“You need to feel the moment when it’s time to move.”
Those words of wisdom came from Fernando Alonso, whose departure from Ferrari after a five-year stint in the scarlet cars was announced as Abu Dhabi settled into its sixth weekend as a Grand Prix venue.
In a season book-ended by new beginnings and sometimes tragic endings, two initiatives stood out, one at its start, the other at its Yas Marina Circuit conclusion, each for very different reasons.
Formula One itself had decided it was time to move away from 20th-century technology, and towards a seismic shift in the sport’s technical development. In 2014, Grand Prix cars stopped using ‘engines’ and switched to ‘power units’ whose complexity might have baffled the layman, but whose performance was staggering.
Small, turbocharged hybrid units – just 1.6 litres in the engines at their heart – were the order of the day as the front-running teams sought to harness new technology and take F1 back to the future.
Front-running teams? In truth there was only one: Abu Dhabi in 2014 saw the coronation of the first Mercedes-powered world champion since the peerless Juan Manuel Fangio in 1955, and the constructors’ title had been sewn up in Russia three races earlier.
Happily, though, the Mercedes pairing of Lewis Hamilton and Nico Rosberg had their own private fight to finish in round 19, predictably labelled the ‘duel in the desert’ as they reached Abu Dhabi with just 17 points separating the Englishman and the German who had been his friend and rival since their karting days.
That’s where the other radical initiative comes in. F1 had decided that the last race of the 2014 season should see double points awarded, an idea that threatened to artificially bias the end result of a year in which Hamilton had already won 10 times to Rosberg’s five.
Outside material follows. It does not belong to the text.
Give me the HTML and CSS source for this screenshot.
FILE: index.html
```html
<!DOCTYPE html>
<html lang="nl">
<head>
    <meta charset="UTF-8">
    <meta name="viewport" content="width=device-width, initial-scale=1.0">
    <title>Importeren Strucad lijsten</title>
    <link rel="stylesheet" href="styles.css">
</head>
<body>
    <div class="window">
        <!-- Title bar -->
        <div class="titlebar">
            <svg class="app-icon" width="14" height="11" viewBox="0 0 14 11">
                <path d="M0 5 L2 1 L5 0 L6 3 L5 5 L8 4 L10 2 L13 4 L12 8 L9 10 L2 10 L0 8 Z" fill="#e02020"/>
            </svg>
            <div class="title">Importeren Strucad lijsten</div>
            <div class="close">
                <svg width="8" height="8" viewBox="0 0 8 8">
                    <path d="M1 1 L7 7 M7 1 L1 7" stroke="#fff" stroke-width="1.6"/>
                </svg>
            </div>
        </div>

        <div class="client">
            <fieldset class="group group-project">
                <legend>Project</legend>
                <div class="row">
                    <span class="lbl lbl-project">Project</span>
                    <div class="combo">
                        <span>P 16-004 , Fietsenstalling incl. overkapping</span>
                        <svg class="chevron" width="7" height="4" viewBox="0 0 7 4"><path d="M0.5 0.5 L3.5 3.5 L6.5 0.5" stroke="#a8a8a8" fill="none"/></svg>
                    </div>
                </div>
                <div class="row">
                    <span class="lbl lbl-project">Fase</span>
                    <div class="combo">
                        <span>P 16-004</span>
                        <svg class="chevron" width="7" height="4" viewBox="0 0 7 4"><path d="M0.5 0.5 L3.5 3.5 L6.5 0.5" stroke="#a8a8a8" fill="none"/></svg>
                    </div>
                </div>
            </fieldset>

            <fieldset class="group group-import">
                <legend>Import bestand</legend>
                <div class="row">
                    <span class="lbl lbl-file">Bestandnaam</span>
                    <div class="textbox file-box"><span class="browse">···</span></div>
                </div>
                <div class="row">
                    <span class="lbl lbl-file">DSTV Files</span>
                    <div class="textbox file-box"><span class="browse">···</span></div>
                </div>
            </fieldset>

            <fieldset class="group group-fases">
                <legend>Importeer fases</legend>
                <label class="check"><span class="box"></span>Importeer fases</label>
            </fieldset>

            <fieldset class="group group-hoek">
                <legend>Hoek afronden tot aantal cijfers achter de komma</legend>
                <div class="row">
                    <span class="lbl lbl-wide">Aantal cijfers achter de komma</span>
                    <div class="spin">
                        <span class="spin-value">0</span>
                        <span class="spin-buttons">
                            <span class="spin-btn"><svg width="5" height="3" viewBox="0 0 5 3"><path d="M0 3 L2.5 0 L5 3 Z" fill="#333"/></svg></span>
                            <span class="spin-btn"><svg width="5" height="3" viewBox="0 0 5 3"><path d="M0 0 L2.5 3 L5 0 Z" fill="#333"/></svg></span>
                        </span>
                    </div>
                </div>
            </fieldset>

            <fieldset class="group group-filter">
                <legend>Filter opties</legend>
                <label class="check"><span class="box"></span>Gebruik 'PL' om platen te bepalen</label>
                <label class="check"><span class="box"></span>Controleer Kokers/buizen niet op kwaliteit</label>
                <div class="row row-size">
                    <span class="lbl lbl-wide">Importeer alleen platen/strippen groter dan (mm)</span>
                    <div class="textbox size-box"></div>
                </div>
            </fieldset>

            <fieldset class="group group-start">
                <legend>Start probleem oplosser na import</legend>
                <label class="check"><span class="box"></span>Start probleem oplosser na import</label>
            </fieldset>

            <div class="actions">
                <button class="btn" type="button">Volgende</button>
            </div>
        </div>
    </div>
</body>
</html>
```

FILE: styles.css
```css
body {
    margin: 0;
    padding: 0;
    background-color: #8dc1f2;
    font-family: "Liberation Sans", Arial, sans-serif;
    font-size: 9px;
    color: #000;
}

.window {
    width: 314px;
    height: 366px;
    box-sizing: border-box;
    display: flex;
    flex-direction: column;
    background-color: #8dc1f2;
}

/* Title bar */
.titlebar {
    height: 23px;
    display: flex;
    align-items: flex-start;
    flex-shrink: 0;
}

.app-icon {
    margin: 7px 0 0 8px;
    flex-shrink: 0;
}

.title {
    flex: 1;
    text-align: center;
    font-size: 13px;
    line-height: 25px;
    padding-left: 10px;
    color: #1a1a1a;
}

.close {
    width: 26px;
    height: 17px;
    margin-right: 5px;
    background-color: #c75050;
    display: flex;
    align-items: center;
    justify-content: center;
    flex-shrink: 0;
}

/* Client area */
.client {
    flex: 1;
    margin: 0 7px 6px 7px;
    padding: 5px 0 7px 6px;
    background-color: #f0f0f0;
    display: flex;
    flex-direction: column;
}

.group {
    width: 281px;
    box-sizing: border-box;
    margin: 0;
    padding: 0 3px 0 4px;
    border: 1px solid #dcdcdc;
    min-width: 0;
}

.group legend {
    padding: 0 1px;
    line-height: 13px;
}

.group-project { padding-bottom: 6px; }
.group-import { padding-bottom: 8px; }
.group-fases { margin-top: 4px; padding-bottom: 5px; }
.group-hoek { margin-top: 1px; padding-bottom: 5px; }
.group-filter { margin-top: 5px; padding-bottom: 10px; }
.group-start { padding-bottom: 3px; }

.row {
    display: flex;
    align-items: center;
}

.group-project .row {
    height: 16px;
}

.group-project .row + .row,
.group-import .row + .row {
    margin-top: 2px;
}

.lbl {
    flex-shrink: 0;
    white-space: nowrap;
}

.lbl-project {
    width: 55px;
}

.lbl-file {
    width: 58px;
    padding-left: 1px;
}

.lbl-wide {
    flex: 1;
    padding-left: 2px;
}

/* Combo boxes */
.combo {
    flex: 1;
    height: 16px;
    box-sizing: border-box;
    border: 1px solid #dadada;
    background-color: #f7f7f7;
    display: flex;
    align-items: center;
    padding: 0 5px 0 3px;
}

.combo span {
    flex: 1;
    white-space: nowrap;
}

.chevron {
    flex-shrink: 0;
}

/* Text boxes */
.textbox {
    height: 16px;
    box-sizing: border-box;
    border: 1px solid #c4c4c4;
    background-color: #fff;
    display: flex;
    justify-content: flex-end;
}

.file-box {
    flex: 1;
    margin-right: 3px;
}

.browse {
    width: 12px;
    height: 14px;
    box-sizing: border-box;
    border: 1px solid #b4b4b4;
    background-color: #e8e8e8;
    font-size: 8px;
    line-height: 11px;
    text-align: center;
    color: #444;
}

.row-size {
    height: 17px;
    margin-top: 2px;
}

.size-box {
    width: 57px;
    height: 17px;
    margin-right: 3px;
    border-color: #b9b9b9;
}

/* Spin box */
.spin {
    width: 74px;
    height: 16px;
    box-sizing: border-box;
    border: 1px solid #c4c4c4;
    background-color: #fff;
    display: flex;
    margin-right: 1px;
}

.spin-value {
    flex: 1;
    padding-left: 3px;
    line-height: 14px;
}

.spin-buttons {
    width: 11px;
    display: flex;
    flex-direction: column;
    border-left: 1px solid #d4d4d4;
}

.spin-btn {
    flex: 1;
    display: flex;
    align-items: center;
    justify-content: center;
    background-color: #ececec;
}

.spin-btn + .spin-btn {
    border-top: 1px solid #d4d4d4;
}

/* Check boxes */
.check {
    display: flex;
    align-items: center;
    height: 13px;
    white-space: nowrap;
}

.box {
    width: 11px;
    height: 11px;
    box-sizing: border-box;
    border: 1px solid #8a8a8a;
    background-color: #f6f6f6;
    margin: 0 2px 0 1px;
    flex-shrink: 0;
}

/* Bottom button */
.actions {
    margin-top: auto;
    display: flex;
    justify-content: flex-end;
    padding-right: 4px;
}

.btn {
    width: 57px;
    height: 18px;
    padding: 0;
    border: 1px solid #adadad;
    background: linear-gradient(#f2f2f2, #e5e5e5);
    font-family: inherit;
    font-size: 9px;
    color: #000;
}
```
Just one other driver had stood on the top step of the podium. That was Red Bull’s new recruit Daniel Ricciardo, replacing Mark Webber and instantly getting the better of Sebastian Vettel in a way his Australian compatriot rarely did.
‘Danny Ric’ and his cheesy grin won three times, the Red Bull star waning while the three-pointed star was on the rise. That performance may have been at least a small part of Vettel’s decision to leave and join Ferrari, saying “I think at some stage you want to take on a new challenge.”
When the real action began, Rosberg threw down the gauntlet with a 1:40.480 lap to take pole, but on Sunday Hamilton eclipsed his only competitor off the line. “My start was like a rocket,” he said later. “The car was fantastic, we really got it spot-on for the race.”
Rosberg’s dismay was compounded when a failure in his energy recovery system – a crucial part of the new technology – meant he was literally powerless to prevent himself from sliding back to an eventual 14th place.
Double points, thankfully, had made no difference. “This is the greatest moment of my life,” said Hamilton of his second world title, but for several others there were goodbyes to be said and new dawns – or false dawns – for some.
The latter included Felipe Massa and Williams teammate Valtteri Bottas, who finished second and third respectively. “Really, it’s just the beginning,” enthused the Brazilian. “We can do a lot more than that.”
Sadly it was momentary relief for the once-great British team, whose fall from grace sees them last in the standings as they head to Abu Dhabi in 2018. Even Alonso might look back ruefully on his farewell to Ferrari. Three-times runner-up for the Prancing Horse, Alonso added: “Now it is time to close one door, to open a new one and we’ll see how it goes.”
So badly did it go at McLaren that Abu Dhabi this year will see the great Spanish driver’s final appearance in F1… at least for now.